** TASK BRIEF **
Search the material below for the word "this" and copy every line in which it occurs.

══ MATERIAL SUPPLIED

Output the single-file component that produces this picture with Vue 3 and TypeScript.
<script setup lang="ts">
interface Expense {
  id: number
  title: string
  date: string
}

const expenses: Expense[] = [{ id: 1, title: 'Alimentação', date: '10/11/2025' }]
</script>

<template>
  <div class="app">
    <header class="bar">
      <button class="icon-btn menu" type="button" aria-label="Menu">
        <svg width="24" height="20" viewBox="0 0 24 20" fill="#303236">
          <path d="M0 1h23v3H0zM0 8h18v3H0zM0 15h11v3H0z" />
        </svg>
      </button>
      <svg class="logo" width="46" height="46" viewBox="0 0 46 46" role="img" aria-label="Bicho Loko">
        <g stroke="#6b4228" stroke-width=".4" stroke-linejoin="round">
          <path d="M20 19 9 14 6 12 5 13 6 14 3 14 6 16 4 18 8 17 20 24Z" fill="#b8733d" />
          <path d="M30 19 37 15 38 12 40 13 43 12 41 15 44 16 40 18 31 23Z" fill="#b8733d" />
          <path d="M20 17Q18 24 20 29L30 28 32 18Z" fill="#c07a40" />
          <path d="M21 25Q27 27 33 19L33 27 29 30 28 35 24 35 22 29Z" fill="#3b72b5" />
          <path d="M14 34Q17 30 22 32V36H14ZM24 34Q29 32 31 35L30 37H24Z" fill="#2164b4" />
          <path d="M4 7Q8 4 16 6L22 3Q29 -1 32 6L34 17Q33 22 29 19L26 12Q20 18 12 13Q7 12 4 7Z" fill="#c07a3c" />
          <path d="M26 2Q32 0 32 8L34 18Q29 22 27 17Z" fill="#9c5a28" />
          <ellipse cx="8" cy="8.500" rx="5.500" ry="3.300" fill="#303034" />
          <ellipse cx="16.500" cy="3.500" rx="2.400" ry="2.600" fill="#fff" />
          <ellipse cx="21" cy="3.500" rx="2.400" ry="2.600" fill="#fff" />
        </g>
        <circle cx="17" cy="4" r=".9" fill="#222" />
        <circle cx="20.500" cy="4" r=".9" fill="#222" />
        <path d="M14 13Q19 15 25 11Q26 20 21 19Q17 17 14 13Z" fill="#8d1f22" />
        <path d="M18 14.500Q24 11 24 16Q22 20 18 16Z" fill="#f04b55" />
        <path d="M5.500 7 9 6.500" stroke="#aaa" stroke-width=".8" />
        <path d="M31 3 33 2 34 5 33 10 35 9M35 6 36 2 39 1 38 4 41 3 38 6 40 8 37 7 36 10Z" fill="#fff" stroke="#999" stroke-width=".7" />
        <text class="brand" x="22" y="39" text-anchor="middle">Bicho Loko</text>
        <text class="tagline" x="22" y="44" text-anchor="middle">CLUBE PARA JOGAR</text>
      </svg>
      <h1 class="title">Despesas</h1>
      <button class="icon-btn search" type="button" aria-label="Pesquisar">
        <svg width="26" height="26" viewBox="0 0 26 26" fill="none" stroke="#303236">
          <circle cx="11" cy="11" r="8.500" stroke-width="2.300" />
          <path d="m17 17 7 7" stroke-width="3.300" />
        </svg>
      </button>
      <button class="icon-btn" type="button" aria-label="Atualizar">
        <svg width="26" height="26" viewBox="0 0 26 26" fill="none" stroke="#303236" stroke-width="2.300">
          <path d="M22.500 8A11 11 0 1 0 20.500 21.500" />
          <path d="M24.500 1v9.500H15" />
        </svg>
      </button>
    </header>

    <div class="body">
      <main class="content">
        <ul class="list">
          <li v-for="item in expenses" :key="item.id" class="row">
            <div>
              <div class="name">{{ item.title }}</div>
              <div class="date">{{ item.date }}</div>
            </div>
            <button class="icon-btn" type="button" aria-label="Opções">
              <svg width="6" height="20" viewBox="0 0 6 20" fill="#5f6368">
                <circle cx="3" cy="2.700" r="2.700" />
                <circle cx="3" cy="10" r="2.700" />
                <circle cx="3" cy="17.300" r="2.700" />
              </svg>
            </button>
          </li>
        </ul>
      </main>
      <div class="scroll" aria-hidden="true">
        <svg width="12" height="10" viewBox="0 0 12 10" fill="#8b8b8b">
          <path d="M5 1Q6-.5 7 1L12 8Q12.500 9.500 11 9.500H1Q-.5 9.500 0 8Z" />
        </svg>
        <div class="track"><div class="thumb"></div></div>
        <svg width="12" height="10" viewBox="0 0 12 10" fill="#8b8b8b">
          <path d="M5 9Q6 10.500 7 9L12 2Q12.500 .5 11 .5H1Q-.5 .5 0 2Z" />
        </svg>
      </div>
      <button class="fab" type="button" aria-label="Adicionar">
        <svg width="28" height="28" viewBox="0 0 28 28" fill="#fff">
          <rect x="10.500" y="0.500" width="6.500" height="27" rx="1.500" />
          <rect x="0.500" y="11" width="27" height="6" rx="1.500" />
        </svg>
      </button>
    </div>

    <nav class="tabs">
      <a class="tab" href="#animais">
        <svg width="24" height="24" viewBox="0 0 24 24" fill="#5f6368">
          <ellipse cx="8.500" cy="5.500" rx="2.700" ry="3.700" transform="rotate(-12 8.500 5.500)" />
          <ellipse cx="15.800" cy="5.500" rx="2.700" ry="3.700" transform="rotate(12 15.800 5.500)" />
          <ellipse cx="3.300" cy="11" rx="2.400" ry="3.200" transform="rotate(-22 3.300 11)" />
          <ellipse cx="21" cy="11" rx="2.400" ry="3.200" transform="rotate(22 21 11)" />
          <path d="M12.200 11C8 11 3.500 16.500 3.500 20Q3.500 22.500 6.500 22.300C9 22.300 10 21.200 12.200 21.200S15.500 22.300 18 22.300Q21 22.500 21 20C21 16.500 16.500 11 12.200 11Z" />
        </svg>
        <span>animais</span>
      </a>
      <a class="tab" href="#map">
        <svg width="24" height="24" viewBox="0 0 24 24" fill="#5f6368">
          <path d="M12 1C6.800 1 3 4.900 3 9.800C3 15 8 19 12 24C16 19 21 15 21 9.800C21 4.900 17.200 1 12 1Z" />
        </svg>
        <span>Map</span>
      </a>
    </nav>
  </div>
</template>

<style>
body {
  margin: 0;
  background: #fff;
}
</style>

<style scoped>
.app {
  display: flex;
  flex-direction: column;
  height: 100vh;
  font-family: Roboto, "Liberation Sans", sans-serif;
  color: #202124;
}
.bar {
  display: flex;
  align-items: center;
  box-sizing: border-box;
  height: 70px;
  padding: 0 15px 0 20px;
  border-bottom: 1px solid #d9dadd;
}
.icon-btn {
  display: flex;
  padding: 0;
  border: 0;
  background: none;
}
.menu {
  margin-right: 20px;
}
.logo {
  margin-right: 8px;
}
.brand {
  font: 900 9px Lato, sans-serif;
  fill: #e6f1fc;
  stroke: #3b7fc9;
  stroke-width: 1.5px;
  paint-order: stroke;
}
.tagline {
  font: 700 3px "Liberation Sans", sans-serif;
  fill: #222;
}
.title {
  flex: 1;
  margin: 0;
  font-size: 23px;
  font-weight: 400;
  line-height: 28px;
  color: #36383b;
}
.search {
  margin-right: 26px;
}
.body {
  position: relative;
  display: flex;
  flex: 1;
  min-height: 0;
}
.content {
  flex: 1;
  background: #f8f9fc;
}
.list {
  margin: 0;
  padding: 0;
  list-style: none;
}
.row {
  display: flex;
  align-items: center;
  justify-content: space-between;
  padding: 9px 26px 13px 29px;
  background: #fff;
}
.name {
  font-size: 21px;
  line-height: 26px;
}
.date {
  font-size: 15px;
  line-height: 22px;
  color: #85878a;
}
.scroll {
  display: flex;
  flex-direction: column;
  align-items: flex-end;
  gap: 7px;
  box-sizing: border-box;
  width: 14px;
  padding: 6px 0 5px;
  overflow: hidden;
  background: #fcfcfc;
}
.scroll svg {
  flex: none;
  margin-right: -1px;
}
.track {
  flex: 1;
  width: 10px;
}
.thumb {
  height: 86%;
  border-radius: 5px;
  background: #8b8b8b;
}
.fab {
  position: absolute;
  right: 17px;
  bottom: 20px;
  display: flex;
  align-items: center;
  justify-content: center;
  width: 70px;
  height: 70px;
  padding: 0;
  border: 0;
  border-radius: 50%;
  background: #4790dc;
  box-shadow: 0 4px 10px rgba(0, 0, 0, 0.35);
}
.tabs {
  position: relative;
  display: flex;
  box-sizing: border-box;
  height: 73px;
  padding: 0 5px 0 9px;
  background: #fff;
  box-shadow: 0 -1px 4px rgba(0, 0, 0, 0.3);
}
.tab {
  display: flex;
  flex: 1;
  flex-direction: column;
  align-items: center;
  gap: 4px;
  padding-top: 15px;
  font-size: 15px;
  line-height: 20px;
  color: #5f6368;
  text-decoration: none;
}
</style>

════
══ MATERIAL SUPPLIED

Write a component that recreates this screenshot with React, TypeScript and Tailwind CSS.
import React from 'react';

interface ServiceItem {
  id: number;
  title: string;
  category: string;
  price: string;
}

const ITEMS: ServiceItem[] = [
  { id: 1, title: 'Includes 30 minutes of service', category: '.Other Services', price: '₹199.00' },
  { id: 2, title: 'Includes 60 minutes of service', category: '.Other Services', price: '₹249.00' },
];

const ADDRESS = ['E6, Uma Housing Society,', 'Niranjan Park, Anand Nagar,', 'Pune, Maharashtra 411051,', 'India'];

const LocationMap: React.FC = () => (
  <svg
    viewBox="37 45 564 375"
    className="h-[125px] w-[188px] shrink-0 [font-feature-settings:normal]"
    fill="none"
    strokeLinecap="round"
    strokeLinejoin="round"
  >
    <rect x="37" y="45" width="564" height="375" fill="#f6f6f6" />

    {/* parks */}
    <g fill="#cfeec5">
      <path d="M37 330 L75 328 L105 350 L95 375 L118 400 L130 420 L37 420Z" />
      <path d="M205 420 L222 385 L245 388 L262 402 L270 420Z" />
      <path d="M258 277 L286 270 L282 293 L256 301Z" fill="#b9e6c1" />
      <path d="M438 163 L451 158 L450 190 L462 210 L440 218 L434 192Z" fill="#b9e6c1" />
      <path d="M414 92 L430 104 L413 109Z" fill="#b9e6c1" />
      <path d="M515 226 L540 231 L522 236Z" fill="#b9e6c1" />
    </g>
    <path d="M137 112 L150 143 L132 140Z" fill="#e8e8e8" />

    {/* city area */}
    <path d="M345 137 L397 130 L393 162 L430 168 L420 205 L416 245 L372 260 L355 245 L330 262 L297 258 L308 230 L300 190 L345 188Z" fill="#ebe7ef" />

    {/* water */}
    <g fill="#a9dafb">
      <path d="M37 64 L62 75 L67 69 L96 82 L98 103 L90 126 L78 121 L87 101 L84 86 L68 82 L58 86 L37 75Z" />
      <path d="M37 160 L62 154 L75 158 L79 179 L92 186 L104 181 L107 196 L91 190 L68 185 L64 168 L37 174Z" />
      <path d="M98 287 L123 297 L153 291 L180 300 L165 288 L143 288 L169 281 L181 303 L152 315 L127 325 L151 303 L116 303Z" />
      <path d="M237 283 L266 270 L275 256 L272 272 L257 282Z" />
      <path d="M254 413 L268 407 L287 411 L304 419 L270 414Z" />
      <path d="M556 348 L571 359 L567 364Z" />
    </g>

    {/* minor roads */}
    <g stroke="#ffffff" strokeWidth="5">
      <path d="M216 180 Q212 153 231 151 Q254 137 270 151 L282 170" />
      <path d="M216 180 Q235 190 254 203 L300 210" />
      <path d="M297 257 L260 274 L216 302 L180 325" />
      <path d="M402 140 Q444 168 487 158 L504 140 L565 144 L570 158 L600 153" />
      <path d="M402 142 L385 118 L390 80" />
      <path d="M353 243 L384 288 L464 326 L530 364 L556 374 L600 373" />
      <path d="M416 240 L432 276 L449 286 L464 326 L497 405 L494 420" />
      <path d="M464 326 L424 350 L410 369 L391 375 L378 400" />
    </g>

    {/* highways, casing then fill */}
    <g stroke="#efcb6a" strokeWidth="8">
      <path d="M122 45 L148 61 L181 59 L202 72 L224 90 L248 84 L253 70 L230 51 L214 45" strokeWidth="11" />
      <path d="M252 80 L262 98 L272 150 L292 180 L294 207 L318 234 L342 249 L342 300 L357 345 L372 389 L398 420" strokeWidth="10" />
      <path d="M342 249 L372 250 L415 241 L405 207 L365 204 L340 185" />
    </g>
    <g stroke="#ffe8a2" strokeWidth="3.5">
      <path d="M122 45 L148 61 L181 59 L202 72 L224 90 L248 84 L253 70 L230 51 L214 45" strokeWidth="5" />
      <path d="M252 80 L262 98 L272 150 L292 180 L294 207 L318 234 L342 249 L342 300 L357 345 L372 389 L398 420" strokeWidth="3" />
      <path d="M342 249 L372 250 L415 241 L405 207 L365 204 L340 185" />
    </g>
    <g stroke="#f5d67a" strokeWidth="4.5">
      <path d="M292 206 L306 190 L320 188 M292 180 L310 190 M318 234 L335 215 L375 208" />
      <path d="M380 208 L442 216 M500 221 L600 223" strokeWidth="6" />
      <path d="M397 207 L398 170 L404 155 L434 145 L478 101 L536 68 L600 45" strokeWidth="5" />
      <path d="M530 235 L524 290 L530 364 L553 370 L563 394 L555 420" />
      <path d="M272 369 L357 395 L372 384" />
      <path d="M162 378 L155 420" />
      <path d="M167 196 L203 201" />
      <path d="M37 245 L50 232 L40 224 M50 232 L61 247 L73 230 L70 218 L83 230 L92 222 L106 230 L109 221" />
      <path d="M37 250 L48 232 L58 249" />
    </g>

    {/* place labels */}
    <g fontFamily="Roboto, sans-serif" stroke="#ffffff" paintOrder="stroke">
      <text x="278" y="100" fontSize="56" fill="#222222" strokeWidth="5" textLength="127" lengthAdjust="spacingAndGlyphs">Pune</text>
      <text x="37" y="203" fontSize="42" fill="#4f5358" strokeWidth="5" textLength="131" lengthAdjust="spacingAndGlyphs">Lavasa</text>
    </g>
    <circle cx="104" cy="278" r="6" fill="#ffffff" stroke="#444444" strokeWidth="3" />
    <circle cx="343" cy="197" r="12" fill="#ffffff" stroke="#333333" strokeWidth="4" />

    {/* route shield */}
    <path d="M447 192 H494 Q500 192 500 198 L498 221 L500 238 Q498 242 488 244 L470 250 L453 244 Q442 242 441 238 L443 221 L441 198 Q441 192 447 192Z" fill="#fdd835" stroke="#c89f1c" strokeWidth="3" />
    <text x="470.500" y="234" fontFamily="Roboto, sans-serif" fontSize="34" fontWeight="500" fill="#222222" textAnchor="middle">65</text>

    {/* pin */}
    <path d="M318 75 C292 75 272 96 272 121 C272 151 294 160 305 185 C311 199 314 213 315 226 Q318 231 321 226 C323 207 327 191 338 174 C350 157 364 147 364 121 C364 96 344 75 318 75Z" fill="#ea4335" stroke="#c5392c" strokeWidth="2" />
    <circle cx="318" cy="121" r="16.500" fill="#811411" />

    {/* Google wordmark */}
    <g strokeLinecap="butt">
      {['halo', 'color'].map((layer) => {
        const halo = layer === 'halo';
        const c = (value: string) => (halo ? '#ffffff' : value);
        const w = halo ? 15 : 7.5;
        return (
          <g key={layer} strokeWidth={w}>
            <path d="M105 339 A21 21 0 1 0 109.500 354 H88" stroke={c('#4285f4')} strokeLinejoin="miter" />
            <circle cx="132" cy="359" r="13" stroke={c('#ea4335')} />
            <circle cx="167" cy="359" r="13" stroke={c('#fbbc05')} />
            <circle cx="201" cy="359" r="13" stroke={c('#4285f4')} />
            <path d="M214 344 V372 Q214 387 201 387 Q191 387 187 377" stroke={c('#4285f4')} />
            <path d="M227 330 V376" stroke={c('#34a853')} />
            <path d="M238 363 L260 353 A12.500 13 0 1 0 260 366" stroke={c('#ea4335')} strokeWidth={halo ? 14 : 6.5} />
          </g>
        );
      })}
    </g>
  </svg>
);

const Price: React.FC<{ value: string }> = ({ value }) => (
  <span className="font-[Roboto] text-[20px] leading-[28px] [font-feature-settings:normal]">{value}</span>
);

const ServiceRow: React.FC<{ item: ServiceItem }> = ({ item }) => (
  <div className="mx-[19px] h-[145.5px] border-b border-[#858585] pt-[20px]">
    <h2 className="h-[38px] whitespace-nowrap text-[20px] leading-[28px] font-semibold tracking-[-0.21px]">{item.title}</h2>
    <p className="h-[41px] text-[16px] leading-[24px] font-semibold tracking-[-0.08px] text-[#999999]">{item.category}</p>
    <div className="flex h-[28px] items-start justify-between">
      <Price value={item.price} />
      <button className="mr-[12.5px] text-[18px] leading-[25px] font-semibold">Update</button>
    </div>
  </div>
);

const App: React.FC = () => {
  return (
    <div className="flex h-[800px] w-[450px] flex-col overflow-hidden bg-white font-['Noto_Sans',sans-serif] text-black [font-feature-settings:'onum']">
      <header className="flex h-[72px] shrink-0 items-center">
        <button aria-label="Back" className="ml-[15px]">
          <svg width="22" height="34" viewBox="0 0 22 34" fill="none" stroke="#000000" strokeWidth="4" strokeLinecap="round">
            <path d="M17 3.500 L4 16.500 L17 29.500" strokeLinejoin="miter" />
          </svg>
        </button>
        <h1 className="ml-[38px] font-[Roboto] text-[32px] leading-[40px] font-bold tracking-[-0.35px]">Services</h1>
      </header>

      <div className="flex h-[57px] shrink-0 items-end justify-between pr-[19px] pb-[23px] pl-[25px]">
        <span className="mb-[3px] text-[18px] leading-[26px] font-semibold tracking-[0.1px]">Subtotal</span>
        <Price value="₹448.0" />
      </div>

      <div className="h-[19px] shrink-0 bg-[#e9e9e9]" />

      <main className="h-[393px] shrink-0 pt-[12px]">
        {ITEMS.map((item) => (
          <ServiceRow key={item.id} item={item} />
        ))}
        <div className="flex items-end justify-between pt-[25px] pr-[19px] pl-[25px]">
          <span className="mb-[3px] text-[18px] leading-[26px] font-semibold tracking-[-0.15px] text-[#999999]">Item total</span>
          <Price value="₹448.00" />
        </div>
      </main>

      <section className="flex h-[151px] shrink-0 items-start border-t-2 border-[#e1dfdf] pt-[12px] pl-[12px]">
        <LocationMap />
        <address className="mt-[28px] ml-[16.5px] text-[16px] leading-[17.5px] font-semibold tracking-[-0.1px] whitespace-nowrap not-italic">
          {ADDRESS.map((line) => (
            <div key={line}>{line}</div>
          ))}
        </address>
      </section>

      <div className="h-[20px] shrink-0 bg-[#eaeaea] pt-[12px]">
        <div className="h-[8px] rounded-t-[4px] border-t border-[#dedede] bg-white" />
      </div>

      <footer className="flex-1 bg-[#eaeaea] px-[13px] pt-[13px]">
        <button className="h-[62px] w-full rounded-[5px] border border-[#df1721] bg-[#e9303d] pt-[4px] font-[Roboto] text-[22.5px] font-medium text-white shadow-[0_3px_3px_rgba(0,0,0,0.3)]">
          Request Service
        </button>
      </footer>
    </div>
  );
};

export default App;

════

** SOLVED EXERCISE **
Output the single-file component that produces this picture with Vue 3 and TypeScript.
Write a component that recreates this screenshot with React, TypeScript and Tailwind CSS.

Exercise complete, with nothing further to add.